» **GOAL OF THE EXERCISE**:
Give the data below again exactly as written, without its pictures.

____ GIVEN MATERIAL

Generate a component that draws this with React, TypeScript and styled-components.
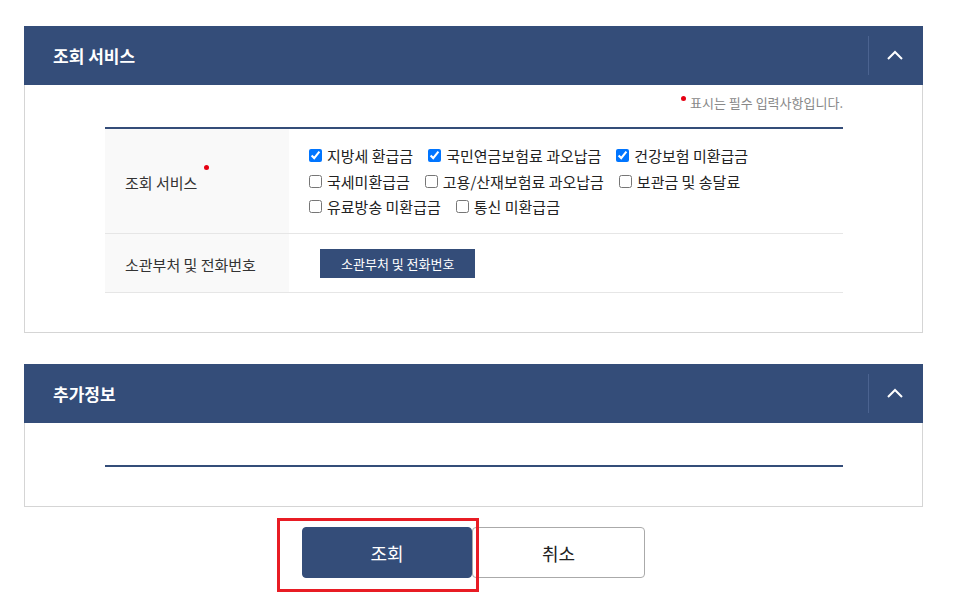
import React from 'react'
import styled, { createGlobalStyle } from 'styled-components'

const GlobalStyle = createGlobalStyle`
  *, *::before, *::after {
    box-sizing: border-box;
  }
  html, body {
    margin: 0;
    padding: 0;
    background: #fff;
  }
  body {
    font-family: 'Noto Sans CJK KR', 'Noto Sans', sans-serif;
    color: #222;
  }
`

const NAVY = '#344d79'

const Page = styled.div`
  width: 923px;
  padding: 26px 0 30px 24px;
  display: flex;
  flex-flow: column nowrap;
`

const Panel = styled.section<{ $gap?: number }>`
  display: flex;
  flex-flow: column nowrap;
  margin-bottom: ${(p) => p.$gap ?? 0}px;
`

const PanelHeader = styled.header`
  height: 59px;
  background: ${NAVY};
  display: flex;
  align-items: center;
  justify-content: space-between;
`

const PanelTitle = styled.h2`
  margin: 0 0 0 29px;
  font-size: 17px;
  font-weight: 700;
  color: #fff;
`

const ToggleButton = styled.button`
  width: 55px;
  height: 39px;
  border: 0;
  border-left: 1px solid #4b6390;
  background: transparent;
  display: flex;
  align-items: center;
  justify-content: center;
  padding: 0 2px 2px 0;
  cursor: pointer;
`

const PanelBody = styled.div`
  border: 1px solid #d5d5d5;
  border-top: 0;
  padding: 0 79px 39px 80px;
`

const Notice = styled.p`
  margin: 0;
  height: 42px;
  padding-top: 9px;
  text-align: right;
  font-size: 13px;
  line-height: 18px;
  color: #888;
`

const Dot = styled.span`
  display: inline-block;
  width: 5px;
  height: 5px;
  border-radius: 50%;
  background: #e60012;
  vertical-align: top;
`

const NoticeDot = styled(Dot)`
  margin: 2px 4px 0 0;
`

const LabelDot = styled(Dot)`
  margin: 0 0 30px 7px;
`

const Table = styled.div`
  border-top: 2px solid ${NAVY};
  display: grid;
  grid-template-columns: 184px minmax(0, 1fr);
`

const LabelCell = styled.div<{ $height: number }>`
  height: ${(p) => p.$height}px;
  background: #f9f9f9;
  border-bottom: 1px solid #e6e6e6;
  display: flex;
  align-items: center;
  padding: 3px 0 0 20px;
  font-size: 15px;
  color: #333;
`

const ValueCell = styled.div<{ $height: number }>`
  height: ${(p) => p.$height}px;
  border-bottom: 1px solid #e6e6e6;
  display: flex;
  align-items: center;
  padding-left: 20px;
`

const CheckGroup = styled.div`
  display: flex;
  flex-flow: row wrap;
  width: 530px;
  row-gap: 0.5px;
`

const CheckItem = styled.label`
  display: inline-flex;
  align-items: center;
  height: 25px;
  margin-right: 15px;
  font-size: 15px;
  color: #222;
  white-space: nowrap;
  cursor: pointer;

  input {
    width: 13px;
    height: 13px;
    margin: 0 5px 0 0;
  }
`

const SmallButton = styled.button`
  margin-left: 11px;
  height: 29px;
  padding: 0 21px;
  border: 0;
  background: ${NAVY};
  color: #fff;
  font-family: inherit;
  font-size: 13px;
  cursor: pointer;
`

const Actions = styled.div`
  display: flex;
  justify-content: center;
  padding-top: 20px;
`

const Highlight = styled.div`
  position: relative;
  display: flex;
`

const HighlightBox = styled.span`
  position: absolute;
  left: -25px;
  top: -9px;
  right: -7px;
  bottom: -14px;
  border: 3px solid #e81c24;
  pointer-events: none;
`

const ActionButton = styled.button<{ $primary?: boolean }>`
  width: ${(p) => (p.$primary ? 170 : 173)}px;
  height: 51px;
  border-radius: 4px;
  border: 1px solid ${(p) => (p.$primary ? NAVY : '#aaa')};
  background: ${(p) => (p.$primary ? NAVY : '#fff')};
  color: ${(p) => (p.$primary ? '#fff' : '#222')};
  font-family: inherit;
  font-size: 18px;
  cursor: pointer;
`

const Chevron = () => (
  <svg width="16" height="10" viewBox="0 0 16 10" fill="none">
    <polyline points="1,9 8,2 15,9" stroke="#fff" strokeWidth="2" />
  </svg>
)

const services = [
  { label: '지방세 환급금', checked: true },
  { label: '국민연금보험료 과오납금', checked: true },
  { label: '건강보험 미환급금', checked: true },
  { label: '국세미환급금', checked: false },
  { label: '고용/산재보험료 과오납금', checked: false },
  { label: '보관금 및 송달료', checked: false },
  { label: '유료방송 미환급금', checked: false },
  { label: '통신 미환급금', checked: false },
]

const App: React.FC = () => (
  <>
    <GlobalStyle />
    <Page>
      <Panel $gap={31}>
        <PanelHeader>
          <PanelTitle>조회 서비스</PanelTitle>
          <ToggleButton aria-label="접기">
            <Chevron />
          </ToggleButton>
        </PanelHeader>
        <PanelBody>
          <Notice>
            <NoticeDot />
            표시는 필수 입력사항입니다.
          </Notice>
          <Table>
            <LabelCell $height={105}>
              조회 서비스
              <LabelDot />
            </LabelCell>
            <ValueCell $height={105}>
              <CheckGroup>
                {services.map((s) => (
                  <CheckItem key={s.label}>
                    <input type="checkbox" defaultChecked={s.checked} />
                    {s.label}
                  </CheckItem>
                ))}
              </CheckGroup>
            </ValueCell>
            <LabelCell $height={59}>소관부처 및 전화번호</LabelCell>
            <ValueCell $height={59}>
              <SmallButton>소관부처 및 전화번호</SmallButton>
            </ValueCell>
          </Table>
        </PanelBody>
      </Panel>

      <Panel>
        <PanelHeader>
          <PanelTitle>추가정보</PanelTitle>
          <ToggleButton aria-label="접기">
            <Chevron />
          </ToggleButton>
        </PanelHeader>
        <PanelBody>
          <Notice />
          <Table />
        </PanelBody>
      </Panel>

      <Actions>
        <Highlight>
          <ActionButton $primary>조회</ActionButton>
          <HighlightBox />
        </Highlight>
        <ActionButton>취소</ActionButton>
      </Actions>
    </Page>
  </>
)

export default App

________

» **SOLVED EXERCISE**:
Generate a component that draws this with React, TypeScript and styled-components.
import React from 'react'
import styled, { createGlobalStyle } from 'styled-components'

const GlobalStyle = createGlobalStyle`
  *, *::before, *::after {
    box-sizing: border-box;
  }
  html, body {
    margin: 0;
    padding: 0;
    background: #fff;
  }
  body {
    font-family: 'Noto Sans CJK KR', 'Noto Sans', sans-serif;
    color: #222;
  }
`

const NAVY = '#344d79'

const Page = styled.div`
  width: 923px;
  padding: 26px 0 30px 24px;
  display: flex;
  flex-flow: column nowrap;
`

const Panel = styled.section<{ $gap?: number }>`
  display: flex;
  flex-flow: column nowrap;
  margin-bottom: ${(p) => p.$gap ?? 0}px;
`

const PanelHeader = styled.header`
  height: 59px;
  background: ${NAVY};
  display: flex;
  align-items: center;
  justify-content: space-between;
`

const PanelTitle = styled.h2`
  margin: 0 0 0 29px;
  font-size: 17px;
  font-weight: 700;
  color: #fff;
`

const ToggleButton = styled.button`
  width: 55px;
  height: 39px;
  border: 0;
  border-left: 1px solid #4b6390;
  background: transparent;
  display: flex;
  align-items: center;
  justify-content: center;
  padding: 0 2px 2px 0;
  cursor: pointer;
`

const PanelBody = styled.div`
  border: 1px solid #d5d5d5;
  border-top: 0;
  padding: 0 79px 39px 80px;
`

const Notice = styled.p`
  margin: 0;
  height: 42px;
  padding-top: 9px;
  text-align: right;
  font-size: 13px;
  line-height: 18px;
  color: #888;
`

const Dot = styled.span`
  display: inline-block;
  width: 5px;
  height: 5px;
  border-radius: 50%;
  background: #e60012;
  vertical-align: top;
`

const NoticeDot = styled(Dot)`
  margin: 2px 4px 0 0;
`

const LabelDot = styled(Dot)`
  margin: 0 0 30px 7px;
`

const Table = styled.div`
  border-top: 2px solid ${NAVY};
  display: grid;
  grid-template-columns: 184px minmax(0, 1fr);
`

const LabelCell = styled.div<{ $height: number }>`
  height: ${(p) => p.$height}px;
  background: #f9f9f9;
  border-bottom: 1px solid #e6e6e6;
  display: flex;
  align-items: center;
  padding: 3px 0 0 20px;
  font-size: 15px;
  color: #333;
`

const ValueCell = styled.div<{ $height: number }>`
  height: ${(p) => p.$height}px;
  border-bottom: 1px solid #e6e6e6;
  display: flex;
  align-items: center;
  padding-left: 20px;
`

const CheckGroup = styled.div`
  display: flex;
  flex-flow: row wrap;
  width: 530px;
  row-gap: 0.5px;
`

const CheckItem = styled.label`
  display: inline-flex;
  align-items: center;
  height: 25px;
  margin-right: 15px;
  font-size: 15px;
  color: #222;
  white-space: nowrap;
  cursor: pointer;

  input {
    width: 13px;
    height: 13px;
    margin: 0 5px 0 0;
  }
`

const SmallButton = styled.button`
  margin-left: 11px;
  height: 29px;
  padding: 0 21px;
  border: 0;
  background: ${NAVY};
  color: #fff;
  font-family: inherit;
  font-size: 13px;
  cursor: pointer;
`

const Actions = styled.div`
  display: flex;
  justify-content: center;
  padding-top: 20px;
`

const Highlight = styled.div`
  position: relative;
  display: flex;
`

const HighlightBox = styled.span`
  position: absolute;
  left: -25px;
  top: -9px;
  right: -7px;
  bottom: -14px;
  border: 3px solid #e81c24;
  pointer-events: none;
`

const ActionButton = styled.button<{ $primary?: boolean }>`
  width: ${(p) => (p.$primary ? 170 : 173)}px;
  height: 51px;
  border-radius: 4px;
  border: 1px solid ${(p) => (p.$primary ? NAVY : '#aaa')};
  background: ${(p) => (p.$primary ? NAVY : '#fff')};
  color: ${(p) => (p.$primary ? '#fff' : '#222')};
  font-family: inherit;
  font-size: 18px;
  cursor: pointer;
`

const Chevron = () => (
  <svg width="16" height="10" viewBox="0 0 16 10" fill="none">
    <polyline points="1,9 8,2 15,9" stroke="#fff" strokeWidth="2" />
  </svg>
)

const services = [
  { label: '지방세 환급금', checked: true },
  { label: '국민연금보험료 과오납금', checked: true },
  { label: '건강보험 미환급금', checked: true },
  { label: '국세미환급금', checked: false },
  { label: '고용/산재보험료 과오납금', checked: false },
  { label: '보관금 및 송달료', checked: false },
  { label: '유료방송 미환급금', checked: false },
  { label: '통신 미환급금', checked: false },
]

const App: React.FC = () => (
  <>
    <GlobalStyle />
    <Page>
      <Panel $gap={31}>
        <PanelHeader>
          <PanelTitle>조회 서비스</PanelTitle>
          <ToggleButton aria-label="접기">
            <Chevron />
          </ToggleButton>
        </PanelHeader>
        <PanelBody>
          <Notice>
            <NoticeDot />
            표시는 필수 입력사항입니다.
          </Notice>
          <Table>
            <LabelCell $height={105}>
              조회 서비스
              <LabelDot />
            </LabelCell>
            <ValueCell $height={105}>
              <CheckGroup>
                {services.map((s) => (
                  <CheckItem key={s.label}>
                    <input type="checkbox" defaultChecked={s.checked} />
                    {s.label}
                  </CheckItem>
                ))}
              </CheckGroup>
            </ValueCell>
            <LabelCell $height={59}>소관부처 및 전화번호</LabelCell>
            <ValueCell $height={59}>
              <SmallButton>소관부처 및 전화번호</SmallButton>
            </ValueCell>
          </Table>
        </PanelBody>
      </Panel>

      <Panel>
        <PanelHeader>
          <PanelTitle>추가정보</PanelTitle>
          <ToggleButton aria-label="접기">
            <Chevron />
          </ToggleButton>
        </PanelHeader>
        <PanelBody>
          <Notice />
          <Table />
        </PanelBody>
      </Panel>

      <Actions>
        <Highlight>
          <ActionButton $primary>조회</ActionButton>
          <HighlightBox />
        </Highlight>
        <ActionButton>취소</ActionButton>
      </Actions>
    </Page>
  </>
)

export default App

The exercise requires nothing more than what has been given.